━━━ DATASET SECTION ━━━
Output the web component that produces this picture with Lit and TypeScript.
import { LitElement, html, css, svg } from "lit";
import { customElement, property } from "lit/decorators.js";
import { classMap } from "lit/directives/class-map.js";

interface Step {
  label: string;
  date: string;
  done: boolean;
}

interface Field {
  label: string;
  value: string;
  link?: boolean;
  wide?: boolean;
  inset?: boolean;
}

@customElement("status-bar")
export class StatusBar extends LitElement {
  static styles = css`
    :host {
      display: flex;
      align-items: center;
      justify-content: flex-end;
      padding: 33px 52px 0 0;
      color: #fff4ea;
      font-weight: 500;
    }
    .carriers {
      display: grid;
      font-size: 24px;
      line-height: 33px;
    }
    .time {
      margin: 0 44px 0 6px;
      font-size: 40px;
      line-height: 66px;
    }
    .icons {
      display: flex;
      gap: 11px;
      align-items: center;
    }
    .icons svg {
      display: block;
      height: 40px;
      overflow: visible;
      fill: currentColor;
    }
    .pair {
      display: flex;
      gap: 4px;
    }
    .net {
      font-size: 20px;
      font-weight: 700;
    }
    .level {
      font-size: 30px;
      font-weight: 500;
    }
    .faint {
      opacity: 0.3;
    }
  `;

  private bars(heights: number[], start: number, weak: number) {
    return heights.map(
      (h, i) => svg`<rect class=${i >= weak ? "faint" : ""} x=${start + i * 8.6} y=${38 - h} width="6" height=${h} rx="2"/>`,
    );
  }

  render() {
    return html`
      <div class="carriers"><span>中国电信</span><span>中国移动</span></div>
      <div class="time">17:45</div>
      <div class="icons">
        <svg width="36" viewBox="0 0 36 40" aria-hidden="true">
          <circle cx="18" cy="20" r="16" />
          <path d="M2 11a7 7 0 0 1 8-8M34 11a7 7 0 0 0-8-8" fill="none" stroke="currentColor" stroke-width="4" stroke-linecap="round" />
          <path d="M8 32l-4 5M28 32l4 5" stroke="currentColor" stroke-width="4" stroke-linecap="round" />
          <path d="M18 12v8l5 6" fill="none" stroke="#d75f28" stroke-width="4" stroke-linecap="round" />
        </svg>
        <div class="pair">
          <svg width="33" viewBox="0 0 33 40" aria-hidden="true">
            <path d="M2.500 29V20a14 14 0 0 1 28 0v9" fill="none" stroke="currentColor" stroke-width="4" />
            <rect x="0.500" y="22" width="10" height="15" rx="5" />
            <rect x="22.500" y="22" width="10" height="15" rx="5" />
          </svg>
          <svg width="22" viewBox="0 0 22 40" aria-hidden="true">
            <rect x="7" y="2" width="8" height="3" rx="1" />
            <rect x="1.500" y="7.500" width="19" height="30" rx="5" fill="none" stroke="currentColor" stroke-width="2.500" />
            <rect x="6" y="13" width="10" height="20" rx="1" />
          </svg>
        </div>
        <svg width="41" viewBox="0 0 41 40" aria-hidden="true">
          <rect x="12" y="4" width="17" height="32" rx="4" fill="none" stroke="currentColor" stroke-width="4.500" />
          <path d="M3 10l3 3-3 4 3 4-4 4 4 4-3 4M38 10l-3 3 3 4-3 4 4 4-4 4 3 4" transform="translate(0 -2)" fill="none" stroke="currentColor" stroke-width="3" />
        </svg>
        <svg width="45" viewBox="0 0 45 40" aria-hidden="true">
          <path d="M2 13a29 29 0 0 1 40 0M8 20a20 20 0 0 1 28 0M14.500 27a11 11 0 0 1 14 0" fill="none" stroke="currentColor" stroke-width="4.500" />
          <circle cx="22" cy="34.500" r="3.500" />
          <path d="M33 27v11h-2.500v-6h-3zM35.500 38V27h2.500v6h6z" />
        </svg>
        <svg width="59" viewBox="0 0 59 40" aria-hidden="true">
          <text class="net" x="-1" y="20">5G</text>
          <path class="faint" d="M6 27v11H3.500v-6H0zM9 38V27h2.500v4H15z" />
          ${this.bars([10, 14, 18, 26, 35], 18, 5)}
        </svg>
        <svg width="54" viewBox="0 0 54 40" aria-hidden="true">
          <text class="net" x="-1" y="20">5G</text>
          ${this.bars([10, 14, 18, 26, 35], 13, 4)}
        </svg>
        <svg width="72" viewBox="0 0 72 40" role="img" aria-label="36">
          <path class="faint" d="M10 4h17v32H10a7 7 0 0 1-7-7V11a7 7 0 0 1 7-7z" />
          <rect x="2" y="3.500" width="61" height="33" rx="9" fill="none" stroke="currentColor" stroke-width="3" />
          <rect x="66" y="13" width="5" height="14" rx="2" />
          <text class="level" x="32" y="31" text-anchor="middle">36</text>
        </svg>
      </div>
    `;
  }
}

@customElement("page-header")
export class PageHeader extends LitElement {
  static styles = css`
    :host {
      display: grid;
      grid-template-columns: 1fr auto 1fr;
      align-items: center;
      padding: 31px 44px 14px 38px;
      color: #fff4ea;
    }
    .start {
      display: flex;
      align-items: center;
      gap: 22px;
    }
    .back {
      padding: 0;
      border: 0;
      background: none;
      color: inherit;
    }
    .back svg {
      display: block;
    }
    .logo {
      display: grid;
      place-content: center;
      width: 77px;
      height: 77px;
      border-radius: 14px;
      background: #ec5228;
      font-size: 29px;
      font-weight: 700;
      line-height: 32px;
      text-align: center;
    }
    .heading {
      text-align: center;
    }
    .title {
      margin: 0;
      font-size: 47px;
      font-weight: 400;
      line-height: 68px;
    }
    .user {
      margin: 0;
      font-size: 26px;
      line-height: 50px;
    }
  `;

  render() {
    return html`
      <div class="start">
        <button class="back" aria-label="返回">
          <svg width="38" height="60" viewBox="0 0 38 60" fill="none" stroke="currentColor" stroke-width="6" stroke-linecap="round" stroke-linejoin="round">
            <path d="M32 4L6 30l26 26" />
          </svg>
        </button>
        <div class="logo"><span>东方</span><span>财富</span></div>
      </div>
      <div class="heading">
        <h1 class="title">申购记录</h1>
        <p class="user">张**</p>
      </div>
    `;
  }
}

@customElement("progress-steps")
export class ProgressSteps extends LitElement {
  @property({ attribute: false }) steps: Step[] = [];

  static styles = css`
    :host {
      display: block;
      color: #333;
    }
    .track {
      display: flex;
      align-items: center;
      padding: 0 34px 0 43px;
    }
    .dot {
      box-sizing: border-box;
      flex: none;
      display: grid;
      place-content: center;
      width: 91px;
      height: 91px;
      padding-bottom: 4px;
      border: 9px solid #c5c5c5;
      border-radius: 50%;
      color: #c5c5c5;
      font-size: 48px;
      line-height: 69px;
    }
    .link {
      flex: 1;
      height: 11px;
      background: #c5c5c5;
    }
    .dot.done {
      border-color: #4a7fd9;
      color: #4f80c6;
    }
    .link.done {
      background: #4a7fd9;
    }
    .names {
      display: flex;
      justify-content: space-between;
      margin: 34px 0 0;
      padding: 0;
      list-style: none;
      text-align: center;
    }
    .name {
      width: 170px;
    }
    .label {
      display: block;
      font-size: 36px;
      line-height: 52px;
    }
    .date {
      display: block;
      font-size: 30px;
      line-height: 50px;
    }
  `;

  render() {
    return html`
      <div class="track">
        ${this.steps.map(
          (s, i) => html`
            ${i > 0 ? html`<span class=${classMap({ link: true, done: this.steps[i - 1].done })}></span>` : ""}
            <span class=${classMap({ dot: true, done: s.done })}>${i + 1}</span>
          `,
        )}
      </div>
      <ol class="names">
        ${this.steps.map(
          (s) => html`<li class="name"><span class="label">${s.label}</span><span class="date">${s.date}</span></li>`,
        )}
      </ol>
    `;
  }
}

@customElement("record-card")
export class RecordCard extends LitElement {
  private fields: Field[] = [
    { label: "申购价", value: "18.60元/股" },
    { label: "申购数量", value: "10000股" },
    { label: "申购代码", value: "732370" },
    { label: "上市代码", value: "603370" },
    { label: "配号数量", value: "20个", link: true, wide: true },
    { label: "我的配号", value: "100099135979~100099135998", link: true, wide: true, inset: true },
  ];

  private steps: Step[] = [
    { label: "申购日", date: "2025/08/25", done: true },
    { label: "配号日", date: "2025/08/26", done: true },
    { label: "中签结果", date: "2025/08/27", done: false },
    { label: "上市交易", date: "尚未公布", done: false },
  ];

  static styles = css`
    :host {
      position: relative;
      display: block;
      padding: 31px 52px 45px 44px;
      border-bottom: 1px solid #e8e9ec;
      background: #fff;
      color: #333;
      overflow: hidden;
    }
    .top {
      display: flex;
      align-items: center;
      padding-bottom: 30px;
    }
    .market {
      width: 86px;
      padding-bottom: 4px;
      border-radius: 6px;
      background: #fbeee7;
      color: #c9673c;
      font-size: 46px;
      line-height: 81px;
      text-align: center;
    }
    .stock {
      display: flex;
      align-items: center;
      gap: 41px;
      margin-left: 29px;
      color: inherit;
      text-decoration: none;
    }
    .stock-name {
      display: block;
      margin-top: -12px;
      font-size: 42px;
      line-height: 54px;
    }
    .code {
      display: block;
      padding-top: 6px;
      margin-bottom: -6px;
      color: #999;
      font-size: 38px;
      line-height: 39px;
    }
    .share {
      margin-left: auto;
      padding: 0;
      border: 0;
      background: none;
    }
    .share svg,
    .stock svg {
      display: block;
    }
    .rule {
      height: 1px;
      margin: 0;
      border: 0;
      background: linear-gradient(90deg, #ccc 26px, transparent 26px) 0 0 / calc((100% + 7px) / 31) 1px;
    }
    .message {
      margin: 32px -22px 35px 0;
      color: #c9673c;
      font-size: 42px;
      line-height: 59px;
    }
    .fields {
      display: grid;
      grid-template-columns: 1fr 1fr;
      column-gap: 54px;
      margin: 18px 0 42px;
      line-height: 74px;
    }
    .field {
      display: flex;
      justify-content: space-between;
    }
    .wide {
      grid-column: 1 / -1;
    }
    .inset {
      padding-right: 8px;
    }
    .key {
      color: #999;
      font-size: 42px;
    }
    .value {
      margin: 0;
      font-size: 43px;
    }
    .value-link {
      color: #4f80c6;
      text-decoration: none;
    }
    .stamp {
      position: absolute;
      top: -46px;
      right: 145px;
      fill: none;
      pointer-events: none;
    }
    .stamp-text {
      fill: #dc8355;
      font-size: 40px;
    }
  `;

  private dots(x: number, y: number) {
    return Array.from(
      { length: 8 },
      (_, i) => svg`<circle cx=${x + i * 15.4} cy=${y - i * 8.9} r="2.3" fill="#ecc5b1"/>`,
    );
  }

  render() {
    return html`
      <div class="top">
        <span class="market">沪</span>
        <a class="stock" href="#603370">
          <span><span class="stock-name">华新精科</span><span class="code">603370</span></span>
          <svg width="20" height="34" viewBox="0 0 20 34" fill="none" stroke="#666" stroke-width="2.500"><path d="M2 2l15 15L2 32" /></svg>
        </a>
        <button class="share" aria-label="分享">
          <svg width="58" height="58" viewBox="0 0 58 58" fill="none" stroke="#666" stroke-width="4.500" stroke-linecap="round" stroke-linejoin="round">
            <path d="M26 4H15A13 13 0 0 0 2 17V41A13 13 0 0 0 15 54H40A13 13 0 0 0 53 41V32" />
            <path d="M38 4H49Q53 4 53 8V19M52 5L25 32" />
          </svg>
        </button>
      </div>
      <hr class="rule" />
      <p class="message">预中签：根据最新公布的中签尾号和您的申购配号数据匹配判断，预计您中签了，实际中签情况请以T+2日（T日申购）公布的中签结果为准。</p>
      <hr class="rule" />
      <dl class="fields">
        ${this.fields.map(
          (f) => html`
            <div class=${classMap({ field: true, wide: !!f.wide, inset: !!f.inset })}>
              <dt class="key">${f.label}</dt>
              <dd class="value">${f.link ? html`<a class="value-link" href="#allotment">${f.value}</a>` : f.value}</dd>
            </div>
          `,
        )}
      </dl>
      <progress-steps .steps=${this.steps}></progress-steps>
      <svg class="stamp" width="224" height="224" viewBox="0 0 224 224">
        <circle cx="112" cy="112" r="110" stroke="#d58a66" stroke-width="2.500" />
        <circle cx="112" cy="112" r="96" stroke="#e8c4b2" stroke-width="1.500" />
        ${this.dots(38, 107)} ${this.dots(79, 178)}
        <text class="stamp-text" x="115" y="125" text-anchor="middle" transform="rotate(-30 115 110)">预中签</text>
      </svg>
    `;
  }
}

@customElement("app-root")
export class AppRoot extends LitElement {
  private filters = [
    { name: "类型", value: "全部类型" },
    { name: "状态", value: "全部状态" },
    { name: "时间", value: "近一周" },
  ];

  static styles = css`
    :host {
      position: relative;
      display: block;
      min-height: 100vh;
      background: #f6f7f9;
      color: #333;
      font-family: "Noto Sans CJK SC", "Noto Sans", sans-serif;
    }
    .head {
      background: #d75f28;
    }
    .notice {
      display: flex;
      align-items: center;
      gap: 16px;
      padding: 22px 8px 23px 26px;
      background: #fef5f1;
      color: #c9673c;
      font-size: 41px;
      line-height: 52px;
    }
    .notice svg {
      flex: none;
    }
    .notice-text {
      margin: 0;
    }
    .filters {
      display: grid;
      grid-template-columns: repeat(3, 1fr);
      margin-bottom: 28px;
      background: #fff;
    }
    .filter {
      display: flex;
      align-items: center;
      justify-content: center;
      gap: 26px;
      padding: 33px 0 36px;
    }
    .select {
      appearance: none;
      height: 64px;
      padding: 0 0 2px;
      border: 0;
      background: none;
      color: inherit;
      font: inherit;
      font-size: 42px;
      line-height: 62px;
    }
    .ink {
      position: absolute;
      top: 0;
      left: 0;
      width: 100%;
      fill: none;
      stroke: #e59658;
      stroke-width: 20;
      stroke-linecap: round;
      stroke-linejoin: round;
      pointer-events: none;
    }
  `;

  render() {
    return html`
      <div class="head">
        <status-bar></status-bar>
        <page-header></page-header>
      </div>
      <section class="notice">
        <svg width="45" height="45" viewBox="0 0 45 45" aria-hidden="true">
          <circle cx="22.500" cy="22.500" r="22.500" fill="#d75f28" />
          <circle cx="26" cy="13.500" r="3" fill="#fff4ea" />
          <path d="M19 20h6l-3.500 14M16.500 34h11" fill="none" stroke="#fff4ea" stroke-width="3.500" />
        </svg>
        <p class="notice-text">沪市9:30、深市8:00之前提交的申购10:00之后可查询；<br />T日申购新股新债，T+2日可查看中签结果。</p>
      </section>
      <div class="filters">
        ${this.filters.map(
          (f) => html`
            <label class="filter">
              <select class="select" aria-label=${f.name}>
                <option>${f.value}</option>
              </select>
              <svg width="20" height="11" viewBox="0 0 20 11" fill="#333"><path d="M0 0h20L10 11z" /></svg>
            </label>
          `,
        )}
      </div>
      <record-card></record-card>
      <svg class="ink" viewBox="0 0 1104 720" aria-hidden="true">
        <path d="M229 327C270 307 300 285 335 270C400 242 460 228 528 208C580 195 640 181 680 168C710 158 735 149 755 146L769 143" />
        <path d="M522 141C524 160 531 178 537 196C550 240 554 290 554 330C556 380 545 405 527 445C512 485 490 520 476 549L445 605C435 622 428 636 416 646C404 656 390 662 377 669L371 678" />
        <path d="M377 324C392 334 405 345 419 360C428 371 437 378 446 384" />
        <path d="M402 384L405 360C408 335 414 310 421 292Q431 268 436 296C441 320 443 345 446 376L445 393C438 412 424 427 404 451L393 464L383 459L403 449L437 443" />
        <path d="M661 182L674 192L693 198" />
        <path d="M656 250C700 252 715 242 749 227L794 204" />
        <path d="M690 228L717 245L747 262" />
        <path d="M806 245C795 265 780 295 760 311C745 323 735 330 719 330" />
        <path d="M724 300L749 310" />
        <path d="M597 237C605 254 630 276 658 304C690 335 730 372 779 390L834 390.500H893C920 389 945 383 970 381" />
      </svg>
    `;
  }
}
━━━
## [TASK TO COMPLETE]
Return all lines containing "this".

## [RIGHT ANSWER]
Output the web component that produces this picture with Lit and TypeScript.
          ${this.bars([10, 14, 18, 26, 35], 18, 5)}
          ${this.bars([10, 14, 18, 26, 35], 13, 4)}
        ${this.steps.map(
            ${i > 0 ? html`<span class=${classMap({ link: true, done: this.steps[i - 1].done })}></span>` : ""}
        ${this.steps.map(
        ${this.fields.map(
      <progress-steps .steps=${this.steps}></progress-steps>
        ${this.dots(38, 107)} ${this.dots(79, 178)}
        ${this.filters.map(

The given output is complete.